Created attachment 215037 [details] bounce_bus_dmamap_load_buffer fix. When the arm64 version of bounce_bus_dmamap_load_buffer() exits with error EFBIG (due to too many segments), it leaves the dma map in a state where the next call fails with EFBIG too even though the next request has a single segment. This happens when a network driver calls bus_dmamap_load_mbuf_sg() with a complicated mbuf chain. Typical drivers respond to the EFBIG error by defragging the mbuf and trying the bus_dmamap_load_mbuf_sg() again. In my case, the second call would also fail in which case the driver gives up and drops the packet. It looks like this was fixed in the arm and mips versions of busdma_machdep.c at some point. In those architectures, the routine calls bus_dmamap_unload() to clean up the state if it fails with EFBIG. The same change was made to bounce_bus_dmamap_load_phys() too. I've attached a possible fix based on those. It seems to work for me. It looks like riscv also has the same issue.

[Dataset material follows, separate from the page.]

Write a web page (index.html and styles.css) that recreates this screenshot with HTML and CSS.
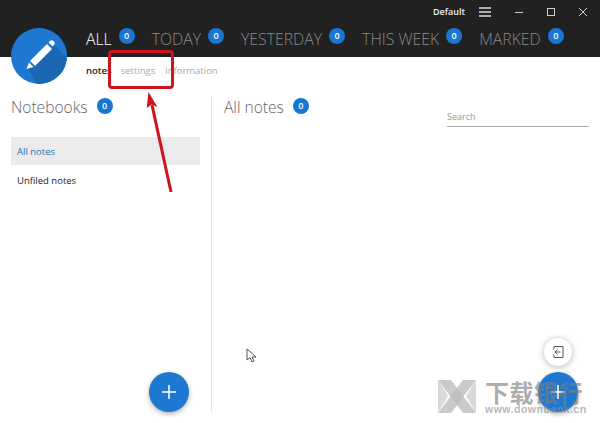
FILE: index.html

```html
<!DOCTYPE html>
<html lang="en">
<head>
  <meta charset="UTF-8" />
  <title>Notes</title>
  <link rel="stylesheet" href="styles.css">
</head>
<body>
  <div class="app">
    <header class="top">
      <div class="titlebar">
        <span class="profile">Default</span>
        <svg class="win-icon" width="14" height="12" viewBox="0 0 14 12"><path d="M1 2h12M1 6h12M1 10h12" stroke="#ddd" stroke-width="1.300"/></svg>
        <svg class="win-icon" width="10" height="10" viewBox="0 0 10 10"><path d="M1 5.500h8" stroke="#ccc" stroke-width="1"/></svg>
        <svg class="win-icon" width="10" height="10" viewBox="0 0 10 10"><rect x="1.500" y="1.500" width="7" height="7" fill="none" stroke="#ccc" stroke-width="1"/></svg>
        <svg class="win-icon" width="10" height="10" viewBox="0 0 10 10"><path d="M1 1l8 8M9 1l-8 8" stroke="#ccc" stroke-width="1"/></svg>
      </div>
      <nav class="tabs">
        <a class="tab active">ALL <span class="badge">0</span></a>
        <a class="tab">TODAY <span class="badge">0</span></a>
        <a class="tab">YESTERDAY <span class="badge">0</span></a>
        <a class="tab">THIS WEEK <span class="badge">0</span></a>
        <a class="tab">MARKED <span class="badge">0</span></a>
      </nav>
    </header>

    <div class="logo">
      <svg width="56" height="56" viewBox="0 0 56 56">
        <path d="M16 39L41 14L56 30V40L38 56H26Z" fill="#1a68b4"/>
        <path d="M19 33L36 16L41 21L24 38Z" fill="#fff"/>
        <path d="M37.500 14.500L39 13C40 12 41.500 12 42.500 13L43 13.500C44 14.500 44 16 43 17L41.500 18.500Z" fill="#fff"/>
        <path d="M18 34.500L22.500 39L15.500 41Z" fill="#fff"/>
      </svg>
    </div>

    <nav class="subtabs">
      <a class="subtab active">notes</a>
      <a class="subtab">settings</a>
      <a class="subtab">information</a>
    </nav>

    <main class="content">
      <aside class="sidebar">
        <h2 class="heading">Notebooks <span class="badge">0</span></h2>
        <ul class="books">
          <li class="book selected">All notes</li>
          <li class="book">Unfiled notes</li>
        </ul>
      </aside>
      <section class="notes">
        <h2 class="heading">All notes <span class="badge">0</span></h2>
        <div class="search">Search</div>
      </section>
    </main>
  </div>

  <button class="fab fab-left">
    <svg width="16" height="16" viewBox="0 0 16 16"><path d="M8 1v14M1 8h14" stroke="#fff" stroke-width="1.500"/></svg>
  </button>
  <button class="fab fab-right">
    <svg width="16" height="16" viewBox="0 0 16 16"><path d="M8 1v14M1 8h14" stroke="#fff" stroke-width="1.500"/></svg>
  </button>
  <button class="fab-small">
    <svg width="14" height="14" viewBox="0 0 14 14" fill="none" stroke="#555" stroke-width="1"><path d="M3 4.500V1.500h9v11H3v-3"/><path d="M9.500 7H4M6.500 4.500L4 7l2.500 2.500"/></svg>
  </button>

  <!-- screenshot annotation -->
  <div class="mark-box"></div>
  <svg class="mark-arrow" width="40" height="110" viewBox="0 0 40 110">
    <path d="M28 102L9 15" stroke="#d0121c" stroke-width="3" fill="none"/>
    <path d="M5.500 2L3.700 18L8.700 14.500L14.500 17Z" fill="#d0121c"/>
  </svg>

  <svg class="cursor" width="12" height="16" viewBox="0 0 12 16"><path d="M1 1v11l3-2.500 2 4.500 2-1-2-4h4Z" fill="#fff" stroke="#555" stroke-width="1"/></svg>

  <!-- watermark -->
  <div class="watermark">
    <svg width="38" height="33" viewBox="0 0 38 33">
      <path d="M0 0H13L38 33H25Z" fill="#bdbdbd" opacity=".8"/>
      <path d="M38 0H25L0 33H13Z" fill="#bdbdbd" opacity=".8"/>
      <path d="M0 0L10 16L0 33ZM38 0L28 16L38 33Z" fill="#cfcfcf" opacity=".8"/>
    </svg>
    <div class="wm-text">
      <div class="wm-name">下载银行</div>
      <div class="wm-url">www.downbank.cn</div>
    </div>
  </div>
</body>
</html>
```

FILE: styles.css

```css
* {
  box-sizing: border-box;
}
html, body {
  margin: 0;
  height: 100%;
}
body {
  font-family: "Open Sans", sans-serif;
  background: #fff;
  overflow: hidden;
}
.app {
  width: 600px;
  height: 423px;
  display: flex;
  flex-direction: column;
}
.top {
  height: 57px;
  background: #212121;
  color: #fff;
}
.titlebar {
  height: 23px;
  display: flex;
  align-items: center;
  justify-content: flex-end;
  padding-right: 12px;
  gap: 22px;
}
.profile {
  font-size: 9px;
  font-weight: 600;
  color: #eee;
  margin-right: -8px;
  position: relative;
  left: 1px;
}
.win-icon {
  display: block;
}
.tabs {
  display: flex;
  padding-left: 86px;
  gap: 17px;
  height: 34px;
}
.tab {
  font-size: 15.800px;
  font-weight: 300;
  color: #8a8a8a;
  line-height: 33px;
  display: flex;
  align-items: flex-start;
  gap: 7px;
  white-space: nowrap;
}
.tab.active {
  color: #fff;
}
.tab .badge {
  margin-top: 5px;
}
.badge {
  display: inline-block;
  width: 16px;
  height: 16px;
  line-height: 16px;
  border-radius: 50%;
  background: #1976d2;
  color: #fff;
  font-size: 9px;
  font-weight: 600;
  text-align: center;
}
.logo {
  position: absolute;
  left: 11px;
  top: 28px;
  width: 56px;
  height: 56px;
  border-radius: 50%;
  background: #1e78d2;
  overflow: hidden;
}
.logo svg {
  display: block;
}
.subtabs {
  display: flex;
  gap: 10px;
  padding-left: 86px;
  height: 28px;
  padding-bottom: 2px;
  align-items: center;
}
.subtab {
  font-size: 9.500px;
  color: #aaa;
}
.subtab.active {
  color: #222;
  font-weight: 600;
  margin-right: -1px;
}
.content {
  flex: 1;
  display: flex;
  margin-top: 12px;
  margin-bottom: 11px;
}
.sidebar {
  width: 212px;
  padding: 0 11px;
  border-right: 1px solid #e2e2e2;
}
.heading {
  margin: 0;
  font-size: 15.600px;
  font-weight: 300;
  color: #666;
  line-height: 20px;
  height: 24px;
  display: flex;
  align-items: flex-start;
  gap: 9px;
  white-space: nowrap;
}
.heading .badge {
  margin-top: 1px;
}
.books {
  list-style: none;
  margin: 16px 0 0;
  padding: 0;
  width: 189px;
}
.book {
  height: 28px;
  line-height: 29px;
  padding-left: 6px;
  font-size: 9.500px;
  color: #222;
}
.book + .book {
  line-height: 31px;
}
.book.selected {
  background: #ebebeb;
  color: #1f6fbd;
}
.notes {
  position: relative;
  flex: 1;
  padding-left: 12px;
}
.search {
  position: absolute;
  left: 235px;
  top: 13px;
  width: 142px;
  height: 17px;
  border-bottom: 1px solid #aaa;
  font-size: 9px;
  color: #999;
  line-height: 13px;
}
.fab {
  position: absolute;
  top: 372px;
  width: 40px;
  height: 40px;
  border: none;
  border-radius: 50%;
  background: #1e78d2;
  box-shadow: 0 2px 5px rgba(0,0,0,0.3);
  display: flex;
  align-items: center;
  justify-content: center;
  padding: 0;
}
.fab-left {
  left: 149px;
}
.fab-right {
  left: 538px;
}
.fab-small {
  position: absolute;
  left: 544px;
  top: 338px;
  width: 28px;
  height: 28px;
  border: none;
  border-radius: 50%;
  background: #fff;
  box-shadow: 0 1px 6px rgba(0,0,0,0.3);
  display: flex;
  align-items: center;
  justify-content: center;
  padding: 0;
}
.mark-box {
  position: absolute;
  left: 108px;
  top: 50px;
  width: 66px;
  height: 39px;
  border: 3px solid #cc1520;
  border-radius: 4px;
}
.mark-arrow {
  position: absolute;
  left: 143px;
  top: 90px;
}
.cursor {
  position: absolute;
  left: 246px;
  top: 348px;
}
.watermark {
  position: absolute;
  left: 438px;
  top: 380px;
  display: flex;
  gap: 9px;
}
.wm-text {
  width: 100px;
}
.wm-name {
  font-family: "Noto Sans CJK SC", sans-serif;
  font-size: 24px;
  font-weight: 700;
  line-height: 24px;
  letter-spacing: 0.500px;
  color: rgba(125,125,125,0.65);
}
.wm-url {
  font-family: "Liberation Sans", sans-serif;
  font-size: 10.500px;
  font-weight: 700;
  letter-spacing: 0.500px;
  line-height: 10px;
  color: rgba(140,140,140,0.65);
}
```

It looks like x86 has the same issue as well? I guess the problem is only noticeable if the request required the allocation of bounce pages.
For MIPS it least it looks like the unload was added back in r246713 and wasn't present in the old code prior to the rework. RISC-V undoubtedly copied the bug from arm64 (just as it copied all of the other arm64 code). arm64 was copied from x86 in r282655 and x86 didn't have the unload calls added in r246713. I guess it is less work to do the unloads in the MD backends vs doing them in subr_busdma.c itself though conceptually it would be a bit cleaner to do the unload in the MI code I think. However, I think you'd ultimately have to patch more places in the MI code?
I don't think the x86 code has a problem. It looks like the arm64 code keeps a list of virtual addresses for cache operations and the list doesn't get reset when bounce_bus_dmamap_load_buffer() fails with EFBIG. I think it's because map->sync_count isn't reset to zero that the next call fails. That was introduced after the arm64 code was cloned from x86.